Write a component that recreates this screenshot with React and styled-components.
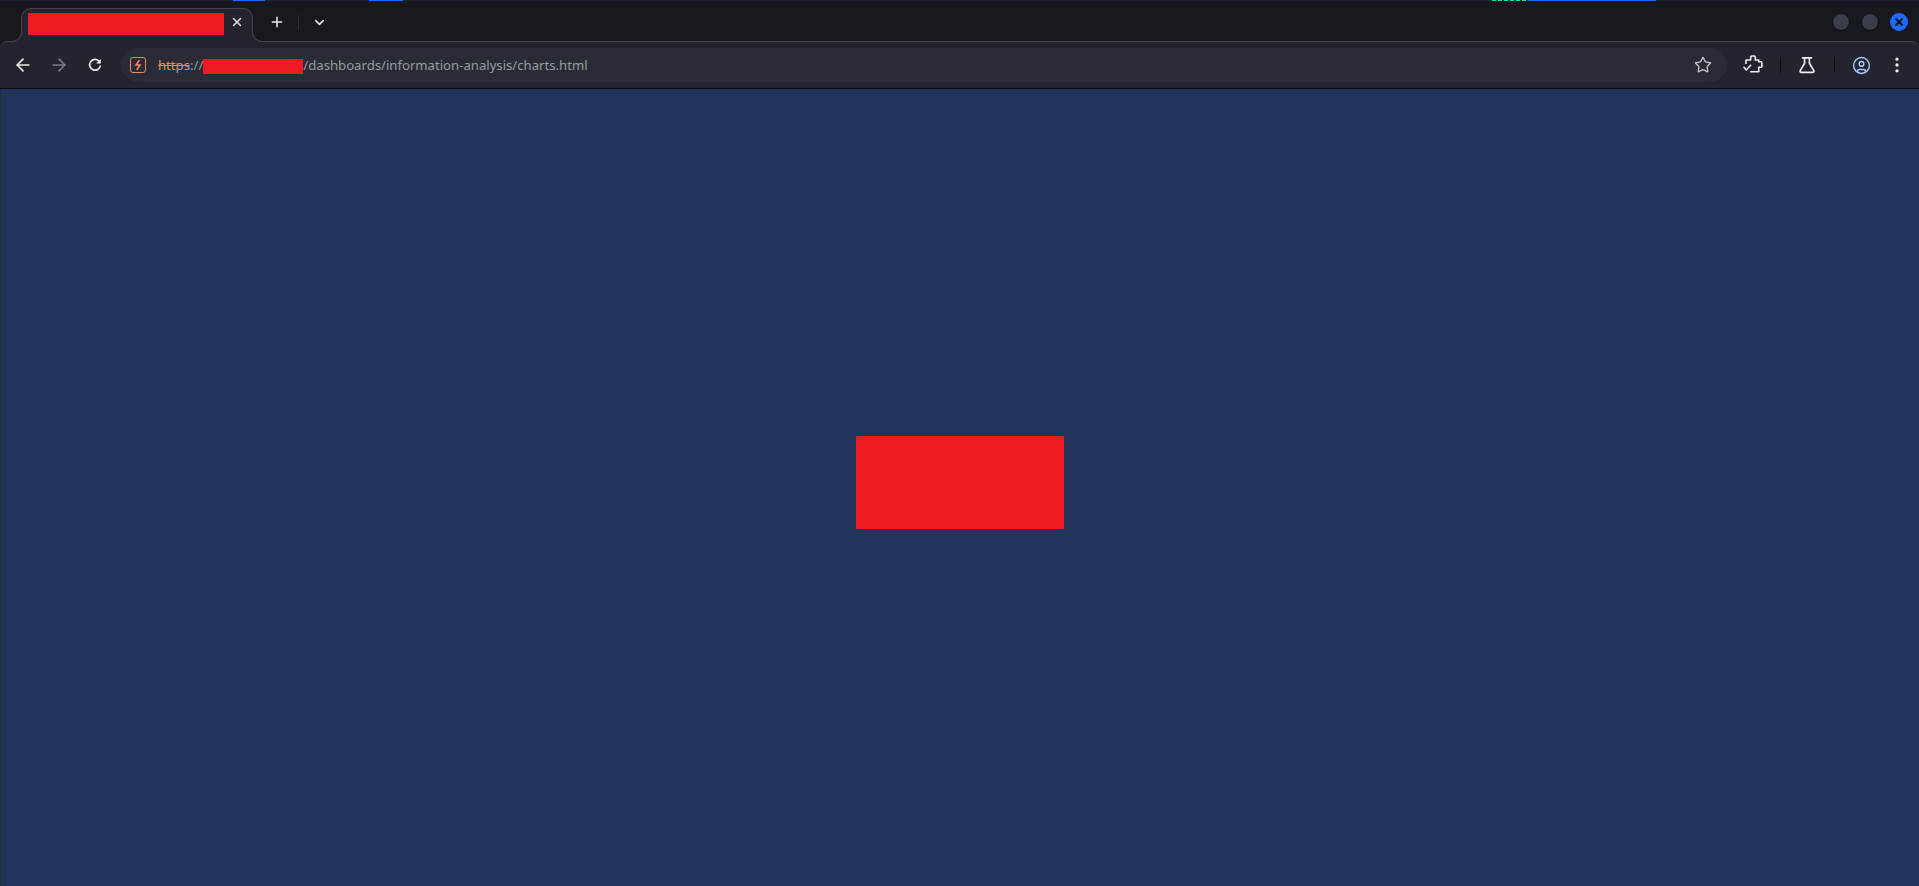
import React from 'react'
import styled, { createGlobalStyle } from 'styled-components'
import { ArrowLeft, ArrowRight, Plus, ChevronDown, X, Star, CircleUser, EllipsisVertical } from 'lucide-react'

const Colors = {
    frame: '#17191e',
    toolbar: '#22252e',
    omnibox: '#292b36',
    line: '#44464e',
    page: '#21335c',
    redacted: '#ed1c24',
    orange: '#ee8a5c',
    blue: '#1f6bff',
}

const GlobalStyle = createGlobalStyle`
    html, body {
        margin: 0;
        height: 100%;
        background: ${Colors.frame};
        font-family: "Noto Sans", "Open Sans", sans-serif;
    }

    #root {
        height: 100%;
    }
`

const Window = styled.div`
    display: flex;
    flex-direction: column;
    height: 886px;
    overflow: hidden;
`

const TopStrip = styled.div`
    display: flex;
    flex: none;
    height: 1px;
    background: #1e2230;
`

const StripSegment = styled.div`
    flex: none;
    width: ${props => props.$width}px;
    margin-left: ${props => props.$gap}px;
    background: ${props => props.$dashed
        ? 'repeating-linear-gradient(90deg, #00e5b0 0 4px, transparent 4px 6px)'
        : Colors.blue};
`

const TabBar = styled.div`
    display: flex;
    flex: none;
    align-items: flex-end;
    height: 40px;
    padding-left: 21px;
    position: relative;
    z-index: 1;
`

const Tab = styled.div`
    display: flex;
    align-items: center;
    box-sizing: border-box;
    position: relative;
    width: 232px;
    height: 34px;
    margin-bottom: -1px;
    padding: 0 0 3px 6px;
    background: ${Colors.toolbar};
    border: 1px solid ${Colors.line};
    border-bottom: none;
    border-radius: 10px 10px 0 0;

    &::before,
    &::after {
        content: '';
        position: absolute;
        bottom: 0;
        width: 10px;
        height: 10px;
        border-bottom: 1px solid ${Colors.line};
    }

    &::before {
        left: -11px;
        border-right: 1px solid ${Colors.line};
        border-bottom-right-radius: 10px;
        box-shadow: 4px 4px 0 4px ${Colors.toolbar};
        clip-path: inset(0 0 0 0);
    }

    &::after {
        right: -11px;
        border-left: 1px solid ${Colors.line};
        border-bottom-left-radius: 10px;
        box-shadow: -4px 4px 0 4px ${Colors.toolbar};
        clip-path: inset(0 0 0 0);
    }
`

const Redacted = styled.div`
    flex: none;
    width: ${props => props.$width}px;
    height: ${props => props.$height}px;
    background: ${Colors.redacted};
`

const UrlRedacted = styled(Redacted)`
    margin-top: 2px;
`

const TabClose = styled.span`
    display: flex;
    justify-content: center;
    width: 26px;
    margin-bottom: 4px;
    color: #e6e7ea;
`

const TabButton = styled.span`
    display: flex;
    align-items: center;
    justify-content: center;
    width: 22px;
    height: 22px;
    margin: 2px 0 0 ${props => props.$gap}px;
    align-self: center;
    color: #eceded;
`

const TabDivider = styled.span`
    width: 1px;
    height: 15px;
    align-self: center;
    margin-left: 10px;
    margin-top: 2px;
    background: #2e3037;
`

const WindowControls = styled.div`
    display: flex;
    align-items: center;
    gap: 11px;
    align-self: center;
    margin-left: auto;
    margin-top: 2px;
    padding-right: 11px;
`

const WindowDot = styled.span`
    display: flex;
    align-items: center;
    justify-content: center;
    box-sizing: border-box;
    width: 18px;
    height: 18px;
    border-radius: 50%;
    background: ${props => props.$active ? Colors.blue : '#3a3e4c'};
    border: 1px solid ${props => props.$active ? Colors.blue : '#0e0f12'};
    color: #0c1220;
`

const Toolbar = styled.div`
    display: flex;
    flex: none;
    align-items: center;
    box-sizing: border-box;
    height: 48px;
    padding: 0 8px 0 14px;
    background: ${Colors.toolbar};
    border-top: 1px solid ${Colors.line};
    border-bottom: 1px solid #0b0c10;
    border-radius: 8px 8px 0 0;
`

const NavButton = styled.span`
    display: flex;
    flex: none;
    align-items: center;
    justify-content: center;
    width: 18px;
    height: 18px;
    margin-right: 18px;
    color: ${props => props.$muted ? '#777a83' : '#eceded'};

    svg {
        flex: none;
    }
`

const Omnibox = styled.div`
    display: flex;
    flex: none;
    align-items: center;
    box-sizing: border-box;
    width: 1606px;
    height: 34px;
    margin-left: -1px;
    padding: 0 14px 0 9px;
    background: ${Colors.omnibox};
    border-radius: 17px;
`

const SecurityBadge = styled.span`
    display: flex;
    flex: none;
    align-items: center;
    justify-content: center;
    box-sizing: border-box;
    width: 16px;
    height: 16px;
    margin-right: 12px;
    border: 1.5px solid ${Colors.orange};
    border-radius: 3px;
    color: ${Colors.orange};
`

const UrlText = styled.span`
    font-size: 13.15px;
    line-height: 20px;
    color: #9a9ba2;
    white-space: nowrap;
`

const Scheme = styled.span`
    color: ${Colors.orange};
    text-decoration: line-through;
`

const ToolIcon = styled.span`
    display: flex;
    flex: none;
    align-items: center;
    justify-content: center;
    width: 20px;
    height: 20px;
    margin-left: ${props => props.$gap}px;
    color: ${props => props.$color || '#eceded'};
`

const StarIcon = styled(ToolIcon)`
    margin-left: auto;
    color: #c7c8cc;
`

const ToolDivider = styled.span`
    flex: none;
    width: 1px;
    height: 16px;
    margin-left: ${props => props.$gap}px;
    background: #0e0f13;
`

const Page = styled.main`
    flex: 1;
    display: flex;
    align-items: center;
    justify-content: center;
    padding-bottom: 10px;
    background: ${Colors.page};
    border-left: 1px solid #2b2c31;
`

function ReloadIcon() {
    return (
        <svg width="20" height="20" viewBox="0 0 20 20" fill="none">
            <path d="M14.4 6.6A5.4 5.4 0 1 0 15.4 10.5" stroke="currentColor" strokeWidth="1.7" />
            <path d="M15.8 4v4.6h-4.6z" fill="currentColor" />
        </svg>
    )
}

function ExtensionIcon() {
    return (
        <svg width="20" height="20" viewBox="0 0 20 20" fill="none" stroke="currentColor" strokeWidth="1.6" strokeLinejoin="round">
            <path d="M3 9V5h4.7V2.2c0-.7.5-1.2 1.2-1.2h2.2c.7 0 1.2.5 1.2 1.2V5h3.4v1.7h2.1c.6 0 1.1.5 1.1 1.1v3.4c0 .6-.5 1.1-1.1 1.1h-2.1v4.4H7" />
            <path d="M1 12.3 3.3 15l4.4-4.7" strokeLinecap="round" />
        </svg>
    )
}

function LabsIcon() {
    return (
        <svg width="20" height="20" viewBox="0 0 20 20" fill="none" stroke="currentColor" strokeWidth="1.7" strokeLinejoin="round">
            <path d="M5.5 2.8h9" strokeLinecap="round" />
            <path d="M7.6 3v5.2L3.2 15.6c-.5.9.1 1.8 1.1 1.8h11.4c1 0 1.6-.9 1.1-1.8l-4.4-7.4V3" />
        </svg>
    )
}

export default function App() {
    return (
        <Window>
            <GlobalStyle />
            <TopStrip>
                <StripSegment $gap={233} $width={32} />
                <StripSegment $gap={104} $width={34} />
                <StripSegment $gap={1089} $width={34} $dashed />
                <StripSegment $gap={2} $width={128} />
            </TopStrip>
            <TabBar>
                <Tab>
                    <Redacted $width={196} $height={22} />
                    <TabClose><X size={14} strokeWidth={2.4} /></TabClose>
                </Tab>
                <TabButton $gap={13}><Plus size={16} strokeWidth={2.2} /></TabButton>
                <TabDivider />
                <TabButton $gap={9}><ChevronDown size={15} strokeWidth={2.4} /></TabButton>
                <WindowControls>
                    <WindowDot />
                    <WindowDot />
                    <WindowDot $active><X size={12} strokeWidth={3.6} /></WindowDot>
                </WindowControls>
            </TabBar>
            <Toolbar>
                <NavButton><ArrowLeft size={20} strokeWidth={2} /></NavButton>
                <NavButton $muted><ArrowRight size={20} strokeWidth={2} /></NavButton>
                <NavButton><ReloadIcon /></NavButton>
                <Omnibox>
                    <SecurityBadge>
                        <svg width="10" height="12" viewBox="0 0 10 12" fill="none" stroke="currentColor" strokeWidth="1.5">
                            <path d="M6.5 1 3 6h4L3.8 11" />
                        </svg>
                    </SecurityBadge>
                    <UrlText><Scheme>https</Scheme>://</UrlText>
                    <UrlRedacted $width={100} $height={15} />
                    <UrlText>/dashboards/information-analysis/charts.html</UrlText>
                    <StarIcon><Star size={18} strokeWidth={1.8} /></StarIcon>
                </Omnibox>
                <ToolIcon $gap={16}><ExtensionIcon /></ToolIcon>
                <ToolDivider $gap={17} />
                <ToolIcon $gap={16}><LabsIcon /></ToolIcon>
                <ToolDivider $gap={17} />
                <ToolIcon $gap={16} $color="#a8c7fa"><CircleUser size={19} strokeWidth={1.8} /></ToolIcon>
                <ToolIcon $gap={16}><EllipsisVertical size={20} strokeWidth={2} /></ToolIcon>
            </Toolbar>
            <Page>
                <Redacted $width={208} $height={93} />
            </Page>
        </Window>
    )
}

:::

● Task to carry out:
Check every line of the data, and copy the ones that contain "components".

● Exercise answer:
Write a component that recreates this screenshot with React and styled-components.
import styled, { createGlobalStyle } from 'styled-components'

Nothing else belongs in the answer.